Notice that the construction of this tree is such that increasing N to  $(N_{\max_k} + 1)$  causes (8) to be satisfied for some level i in the tree. Then, we can no longer compute Cost using (6), while we can do so when  $N = N_{\max_k}$ . If we compare the lowest cost for this maximal k-deep tree and for a (k + 1)-deep tree that also supports  $N_{\max_k}$ , we find that the k-deep tree has a lower cost if

$$F(k) + (N_{\max_k} - 1) \times C_2 < F(k+1) + (N_{\max_k} - 1) \times C_2.$$

Since F(k) < F(k+1), the above inequality is always satisfied. Thus, we have observed that for up to  $N_{\max_k}$  concurrent accesses, we can use (6) to prove that a k-deep tree will always have a lower cost than any tree with more than k levels. We can summarize the search for  $R(k \ge 2)$  as follows.

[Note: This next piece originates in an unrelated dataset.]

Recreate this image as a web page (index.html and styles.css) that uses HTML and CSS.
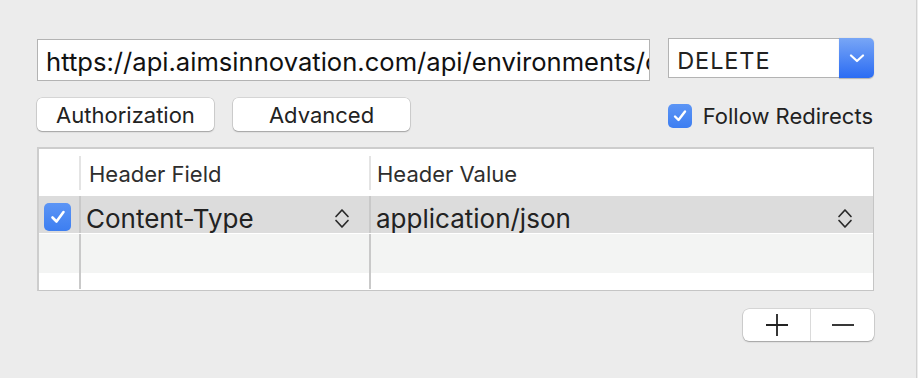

- 1) Given that (8) is not satisfied anywhere in the tree, the lowest possible cost for any tree of depth k is always  $Cost_k = F(k) + C_2 \times (N-1)$ . This is because F(k) is constant for a given N and k, and by using a two-input root, we minimize (6).
- 2) For a given N, the forward latency of the tree F(k) grows monotonically with k. Thus, when comparing two trees with k and (k + 1) levels, the k-deep tree always has a lower Cost as long as it has a two-input root, and (8) is not satisfied at any level,  $i \le k$ .
- 3) Finally, we find the largest N = N<sub>max<sub>k</sub></sub> for which the above condition is met. As described earlier, the value of N<sub>max<sub>k</sub></sub> represents this upper bound on N. Thus, R(k) = N<sub>max<sub>k</sub></sub> for any k ≥ 2, because for any N ≤ N<sub>max<sub>k</sub></sub>, we can prove that there exists a k-deep tree achieving a lower cost than that of any tree with (k + 1) levels.

Observe the importance of (8). Note that if (8) is satisfied for some k-deep topology supporting N accesses, it only implies that the actual cost of the topology is greater than that predicted by (6). Hence, as per our approach, we would conservatively settle on a larger depth (>k) topology, for which (6) is valid. However, a k-deep topology with a three-input root may achieve a lower cost than that determined for the (k + 1)-deep tree. However, the k-deep topology will still lie within the topology space bounded by (k + 1) levels, and thus, we would still satisfy our goal for this analysis. This is sufficient for the purposes of our heuristic presented in Section V-C, since the whole space is searched to find the best topology match for the given application.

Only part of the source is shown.